Please always provide sources with such information. Otherwise such interesting content is quite useless and you have to just skip whole chain
Eh, they didn’t have clothes, microwave food, video games, air conditioning, cars, air travel, days off, or healthcare though. No ty
That’s not what we would have to give up, what we would have to give up is a small portion of the population globe-trotting 24/7 on private jets and buying yachts for their yachts.
You’re fellating robber-barons and buying into the bullshit propaganda that without our hugely unequal economic system you wouldn’t be allowed to have a computer.
The numbers don’t add up. There are 2781 billionaires in the world with a combined net worth of $14.2 trillion. If you wiped them all out and spread that wealth evenly across the world’s 8.2 billion people that’s only $1731 per person.

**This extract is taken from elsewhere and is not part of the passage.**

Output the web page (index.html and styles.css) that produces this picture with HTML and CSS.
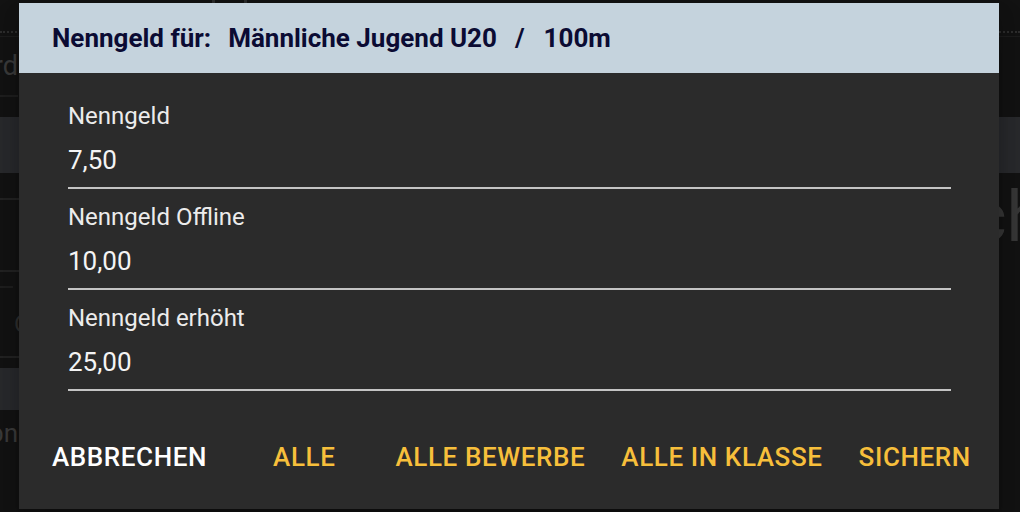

Sure, that’s going to help immensely for people in very low CoL countries but it’s basically nothing for an average American.
A lot of those are out of reach for many as well still due to cost, or non existent (healthcare). I’m in a pretty stable point in my life and even I get scared by the electric bills related to heating and cooling. Growing up I recall the only option was to go to the mall since we could not afford AC.
came to see what the comments were as the same thing was going through my head.
Yeah, a lot of capitalist realism, the way we do things now is the best possible way we could be doing them bullshit. No vision whatsoever.